IBAN + BIC Validator
Cross-validationValidate an IBAN and BIC as a pair. Checks individual formats and verifies that both country codes match — a common source of payment rejections in SEPA workflows.
Try an example:
Enter both IBAN and BIC, then click "Validate pair"
Why country code matching matters
A valid IBAN and a valid BIC can still be incompatible. In a SEPA Credit Transfer (pain.001), the debtor's IBAN country code must match the debtor's BIC country code. Sending a German IBAN (DE...) with a Dutch BIC (...NL...) will cause the payment batch to be rejected with a reason like AC01 or NARR. Catching this mismatch before submission saves a failed batch and a support ticket.
What is validated
- IBAN format — mod-97 checksum and country-specific length per ISO 13616.

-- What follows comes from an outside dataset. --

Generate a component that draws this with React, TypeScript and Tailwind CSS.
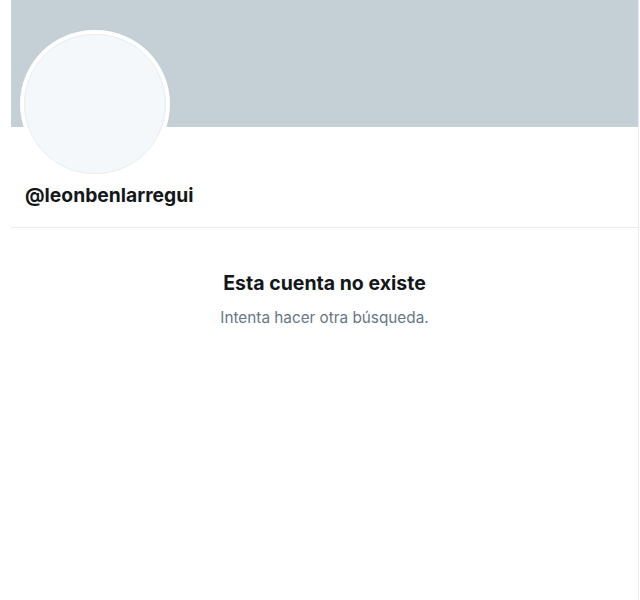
export default function App() {
  return (
    <div
      className="min-h-[600px] w-[640px] bg-white pl-[11px] flex"
      style={{ fontFamily: 'Inter, "Liberation Sans", Arial, sans-serif' }}
    >
      <main className="w-[628px] min-h-[600px] border-r border-[#e6ecf0] flex flex-col">
        <div className="h-[127px] bg-[#c4cfd6]" />
        <div className="px-[9px]">
          <div className="-mt-[97px] w-[150px] h-[148px] rounded-full bg-white p-[4px]">
            <div className="w-full h-full rounded-full bg-[#f5f8fa] border border-[#e6ecf0]" />
          </div>
        </div>
        <div className="px-[14px] pt-[6px] pb-[21px] border-b border-[#e6ecf0]">
          <h2 className="text-[19.3px] leading-[22px] font-bold text-[#14171a]">
            @leonbenlarregui
          </h2>
        </div>
        <section className="flex flex-col items-center pt-[43px]">
          <h1 className="text-[19.5px] leading-[24px] font-bold text-[#14171a]">
            Esta cuenta no existe
          </h1>
          <p className="mt-[14px] text-[15.3px] leading-[18px] text-[#657786]">
            Intenta hacer otra búsqueda.
          </p>
        </section>
      </main>
    </div>
  );
}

- BIC format — 4+2+2+3 character structure per ISO 9362. Country code must be a valid ISO 3166-1 code.
- Country code match — The 2-letter country code extracted from the IBAN (positions 1-2) must match the country code from the BIC (positions 5-6).
Frequently asked questions
Why would an IBAN and BIC country code mismatch?
Mismatches most commonly occur when importing data from different systems, copy-paste errors, or when setting up cross-border payments incorrectly. A Dutch BIC used with a German IBAN is a typical example.
Does a matching country code guarantee payment success?
No. It is a necessary condition but not sufficient — the IBAN must also pass mod-97 validation, the BIC must be structurally valid, and the bank must be reachable. This tool catches the country mismatch specifically.
When is this cross-validation useful?
When building SEPA payment initiation flows (pain.001), many banks validate that the debtor IBAN country and debtor BIC country match. Cross-validating before submission prevents batch rejections.